Facing outages and increased potential for low output from wind resources, the RTO issued a “resource advisory” for April 8 to 13 and asked Tri-State to put the closed Craig Unit 1 coal-fired plant back into operation starting April 10, the association said.

“If this is a result of being overly cautious and the SPP advisory is in effect for only a handful of days, is ramping an aging, expensive coal plant up really the best answer?” Eric Frankowski, executive director of the Western Clean Energy Campaign, said in an email.

Still, the benefits of an RTO can be considerable. A study done for the Colorado Public Utilities Commission estimated that if all Colorado utilities joined an integrated wholesale market it could generate $230 million in annual savings.

Other Colorado-based utilities and power providers joining SPP include Colorado Springs Utilities, Platte River Power Authority, Fountain Power, Guzman Energy, United Power, Delta-Montrose Electric Association and the Western Area Power Administration, which provides hydropower in the West.

The West along with the Southeast are the only two regions in the country that do not have regional grid operators and wholesale markets, and the Western grid is under increasing pressure.

The Western Electricity Coordinating Council, which is responsible for assuring adequate electricity for 14 Western states and two Canadian provinces, warns that the grid is having trouble meeting demand, especially for data centers.
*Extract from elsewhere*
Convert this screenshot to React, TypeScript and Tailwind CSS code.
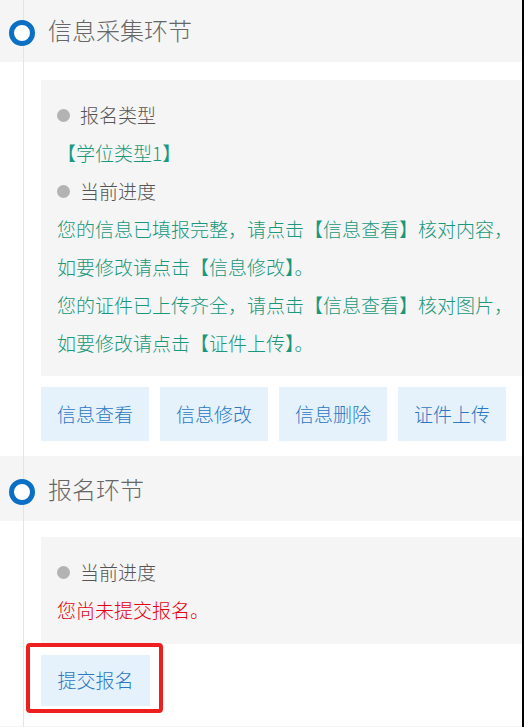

With the West wide open, the Southwest Power Pool has been trying to snap up new members reaching as far as the Bonneville Power Administration in Oregon. SPP’s competition is a regional grid being developed by the California Independent System Operator, or CAISO, that stretches to New Mexico.

Competing transmission organizations will create divisions in the overall grid known as seams, which could reduce the effectiveness of regional markets.

“We are really seeing these markets come to fruition,” WRA’s Welter said. “But we’re going to see these seams, these potential inefficiencies, these disparate policies. … I do think it’s going to take some years to truly evaluate the costs and benefits of these RTOs.”